Die Stiftung Lesen und die Commerzbank-Stiftung ehrten insgesamt 16 Personen und Einrichtungen, die sich nachhaltig für die Leseförderung einsetzen. Dazu gehört jetzt auch „Leseabenteuer mit Faraj und Ingrid“ aus Hilden, die jeden Samstag ein Bilderbuch für Groß und Klein abwechselnd in Deutsch und Arabisch vortragen, und anschließend noch mit den Zuhörern Fragen beantworten, neue Vokabeln lernen, Malen oder Basteln.

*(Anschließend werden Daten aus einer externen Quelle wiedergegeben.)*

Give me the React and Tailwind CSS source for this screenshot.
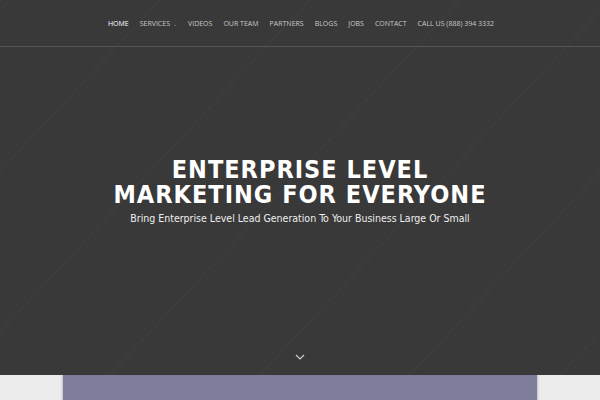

Man muss live dabei gewesen sein, wenn Ingrid die Geschichte liest und die Kinder gespannt lauschen, anschließend die einzelnen Bilder-Seiten gezeigt bekommen. Und dann kommt Faraj ins Spiel. Er wirkt wie eine Art männliche Scheheresade, überaus freundlich und absolut überzeugend – auch wenn man Arabisch nicht versteht. Nachdem Ingrid ihren deutschen Textteil gelesen hat, übersetzt er nicht nur, sondern spielt den Inhalt – mit Mimik und Gesten – im Sitzen nach. Da ist es egal, ob die kleinen Zuhörer besser Deutsch oder Arabisch verstehen. Die lebhafte Interpretation von Faraj unterhält sie auch ohne Buchstaben-Kenntnisse.

Der begabte Geschichtenerzähler stammt aus Syrien. Er ist eigentlich Rechtsanwalt und lebt seit 2015 mit Frau und elfjähriger Tochter in Hilden. „Zuhause habe ich 15 Jahre in unserer Kirche Laien-Theater gespielt.“, erklärt der 46-Jährige sein schauspielerisches Talent.

Nach der halbstündigen Vorlesezeit liegen Malstifte und Bastel-Sachen bereit. Manfred Stumpf hat sein Enkelkind auf dem Schoß. Juna, zweieinhalb Jahre jung, kritzelt mit Wachsstiften den vorgedruckten stolzen Hahn ganz bunt. „Die Enkelkinder kommen aus Witten. Wenn sie hier sind, fragen sie jedes mal: Besuchen wir auch die Bücherei?“, erzählt der stolze Großvater. Auch zu Hause lege die Familie Wert auf Vorlesen.

Nele Schatz zählt mit ihren acht Lebensjahren schon zu den Stammgästen, seit das Duo Ingrid und Faraj im Jahr 2016 ihre zweisprachige Vorlesereihe gestartet hat. „Wir nutzen das Angebot der Bücherei extrem“, sagt Vater Stefan. Nele habe inzwischen mit 1000 Ausleihen sogar einen „Platinstatus“ in der Bildungseinrichtung.

Die fünfjährige Mila malt konzentriert die Federn des Hahns mit bunten Filzstiften aus. Ihr Kommentar zur Lesung: „Das war nicht schlecht. Ich muss aber noch selber lesen lernen“. Mutter Sanja Damjanovic ergänzt: „Wir sind das zweite Mal hier. Meine Tochter soll das Angebot nutzen.“

Wenn nicht gerade Festivitäten und Aktionen in die City locken, zählen die Vorleser durchschnittlich 15 Mädchen und Jungen auf den orangen Zuhörer-Stufen. Die Eltern freuen sich, entweder mit dabei zu sein oder eine Stunde mal schnell in der Stadt Besorgungen zu machen.

Es sei immer wieder eine Freude, mit Kindern zusammen zu sein und sehr wichtig, dass die Jugend Empathie und Fantasie entwickele, begründet Ingrid Tödtmann ihr ehrenamtliches Engagement. Sie würde sich für die Zukunft noch mehr arabisch sprechende Zuhörerschaft wünschen. „Da gibt es offenbar noch immer eine Hemmschwelle, besonders bei den Müttern.“ Vielleicht aber geht es im wahren Leben demnächst so gut aus wie in der Geschichte über tierische Verständnis-Schwierigkeiten: Der stolze Hahn wollte mit seinem lautstarken „Kikiriki“ nämlich eigentlich nur  „Guten Morgen“ sagen.